** GIVEN EXERCISE **
Copy each record exactly as it reads, leaving out any pictures it holds.
________
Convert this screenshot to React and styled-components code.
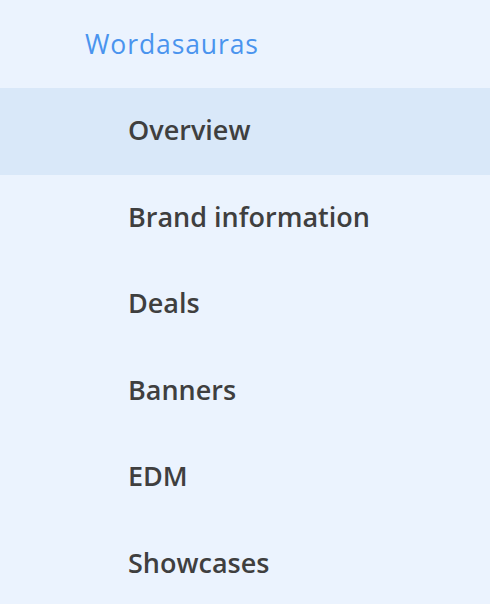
import styled, { createGlobalStyle } from "styled-components";

const GlobalStyle = createGlobalStyle`
  html, body {
    margin: 0;
    padding: 0;
    background: #ebf3fe;
  }
  body {
    font-family: "Open Sans", "Noto Sans", sans-serif;
  }
`;

const items = [
  "Overview",
  "Brand information",
  "Deals",
  "Banners",
  "EDM",
  "Showcases",
];

const App = () => {
  return (
    <>
      <GlobalStyle />
      <Sidebar>
        <Brand>Wordasauras</Brand>
        <Menu>
          {items.map((label, i) => (
            <MenuItem key={label} active={i === 0}>
              {label}
            </MenuItem>
          ))}
        </Menu>
      </Sidebar>
    </>
  );
};
export default App;

const Sidebar = styled.nav`
  width: 490px;
  height: 604px;
  overflow: hidden;
  background: #ebf3fe;
  display: flex;
  flex-direction: column;
`;

const Brand = styled.div`
  height: 88px;
  flex-shrink: 0;
  display: flex;
  align-items: center;
  padding-left: 85px;
  font-size: 26.5px;
  color: #4a94ee;
  letter-spacing: 0.9px;
`;

const Menu = styled.ul`
  list-style: none;
  margin: 0;
  padding: 0;
`;

const MenuItem = styled.li.withConfig({
  shouldForwardProp: (p) => p !== "active",
})`
  height: 86.5px;
  box-sizing: border-box;
  padding-bottom: 3px;
  display: flex;
  align-items: center;
  padding-left: 128px;
  font-size: 27px;
  font-weight: 600;
  color: #3f3f3f;
  background: ${(p) => (p.active ? "#d9e8f9" : "transparent")};
`;
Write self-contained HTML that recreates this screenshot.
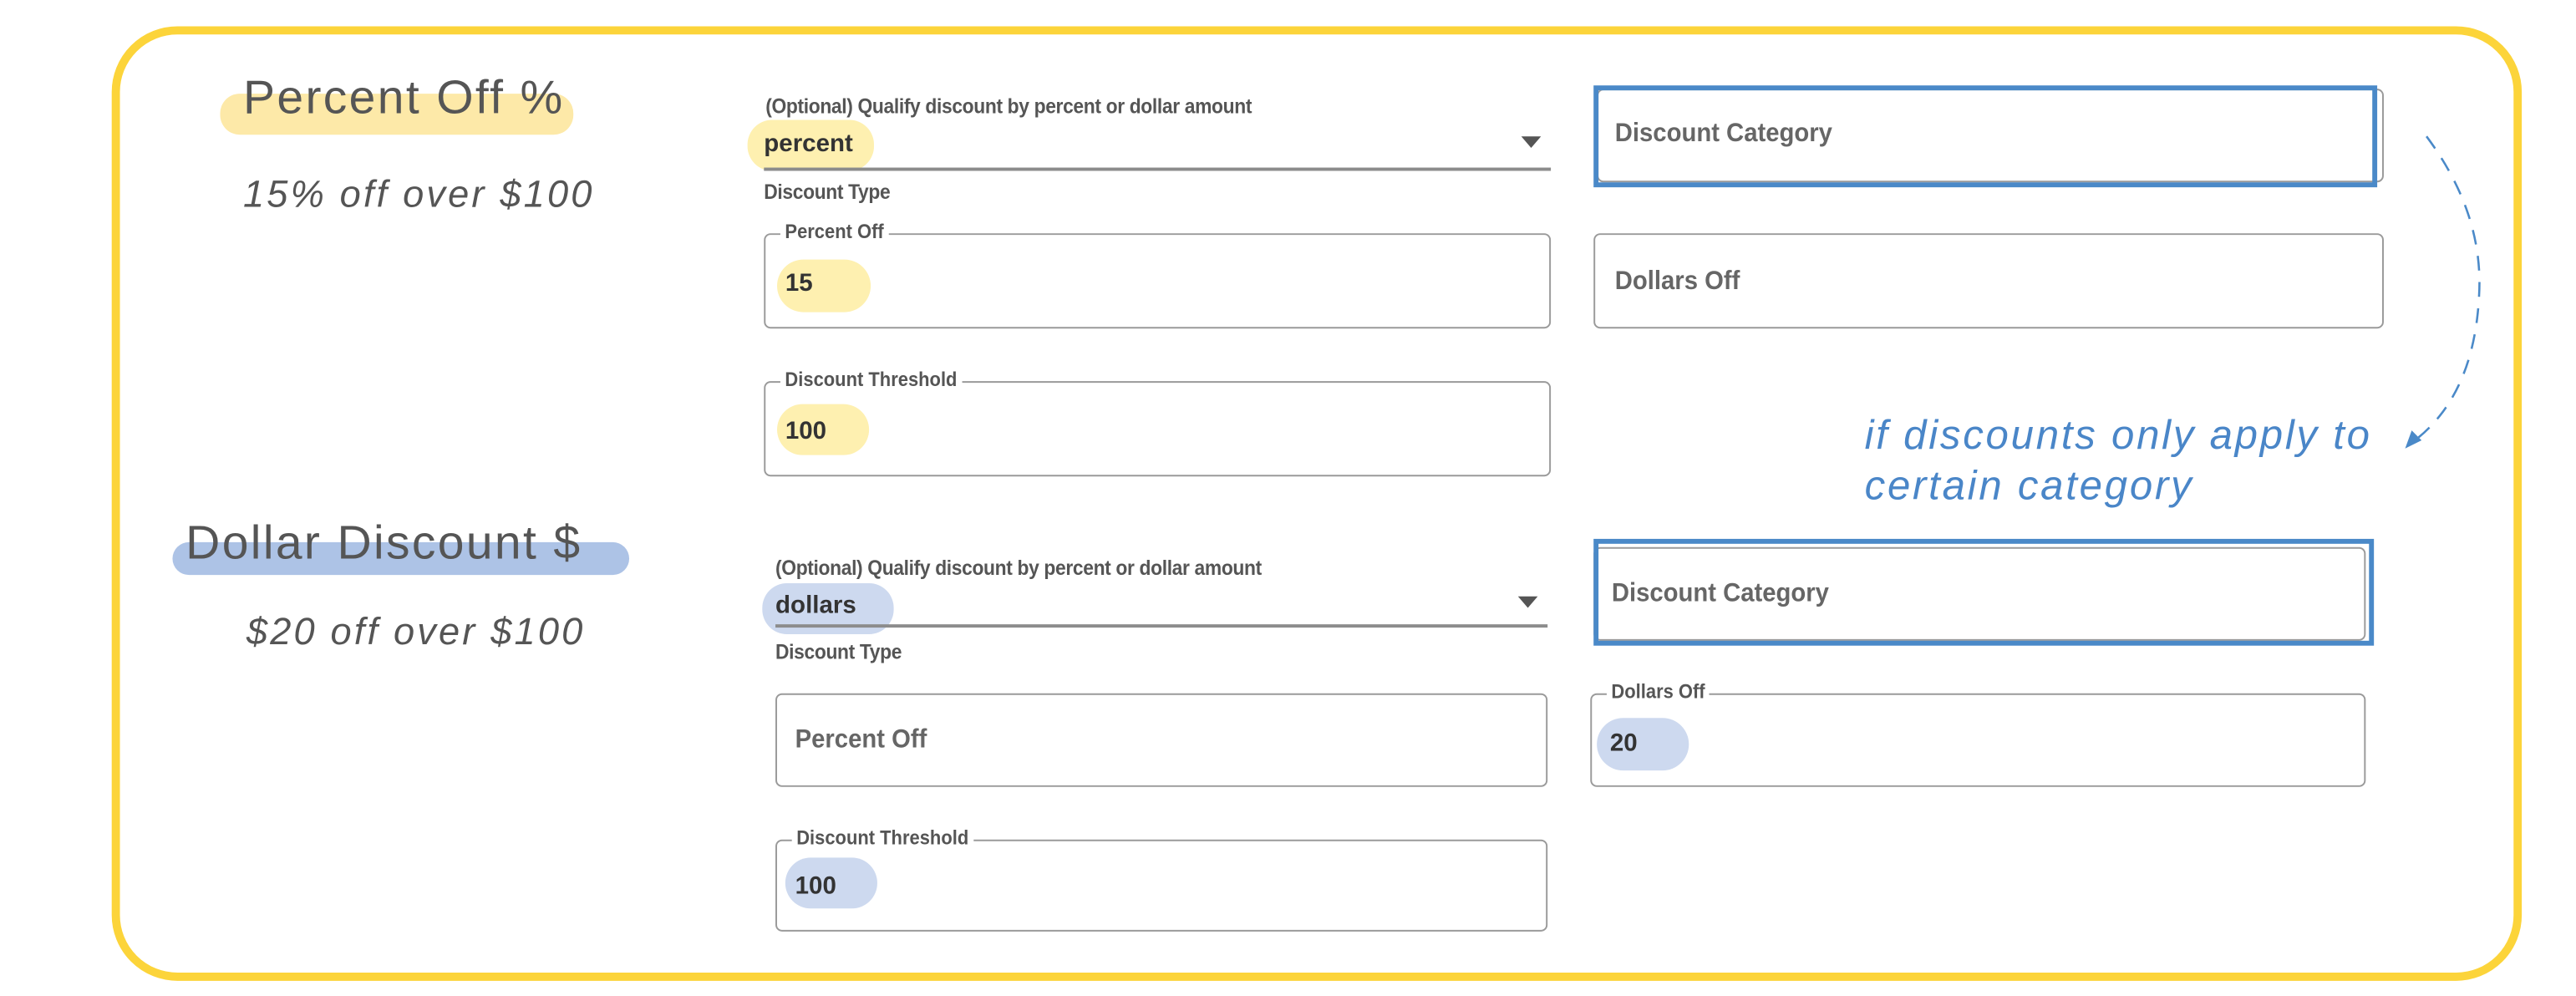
________
** EXERCISE RESULT **
Convert this screenshot to React and styled-components code.
import styled, { createGlobalStyle } from "styled-components";

const GlobalStyle = createGlobalStyle`
  html, body {
    margin: 0;
    padding: 0;
    background: #ebf3fe;
  }
  body {
    font-family: "Open Sans", "Noto Sans", sans-serif;
  }
`;

const items = [
  "Overview",
  "Brand information",
  "Deals",
  "Banners",
  "EDM",
  "Showcases",
];

const App = () => {
  return (
    <>
      <GlobalStyle />
      <Sidebar>
        <Brand>Wordasauras</Brand>
        <Menu>
          {items.map((label, i) => (
            <MenuItem key={label} active={i === 0}>
              {label}
            </MenuItem>
          ))}
        </Menu>
      </Sidebar>
    </>
  );
};
export default App;

const Sidebar = styled.nav`
  width: 490px;
  height: 604px;
  overflow: hidden;
  background: #ebf3fe;
  display: flex;
  flex-direction: column;
`;

const Brand = styled.div`
  height: 88px;
  flex-shrink: 0;
  display: flex;
  align-items: center;
  padding-left: 85px;
  font-size: 26.5px;
  color: #4a94ee;
  letter-spacing: 0.9px;
`;

const Menu = styled.ul`
  list-style: none;
  margin: 0;
  padding: 0;
`;

const MenuItem = styled.li.withConfig({
  shouldForwardProp: (p) => p !== "active",
})`
  height: 86.5px;
  box-sizing: border-box;
  padding-bottom: 3px;
  display: flex;
  align-items: center;
  padding-left: 128px;
  font-size: 27px;
  font-weight: 600;
  color: #3f3f3f;
  background: ${(p) => (p.active ? "#d9e8f9" : "transparent")};
`;
Write self-contained HTML that recreates this screenshot.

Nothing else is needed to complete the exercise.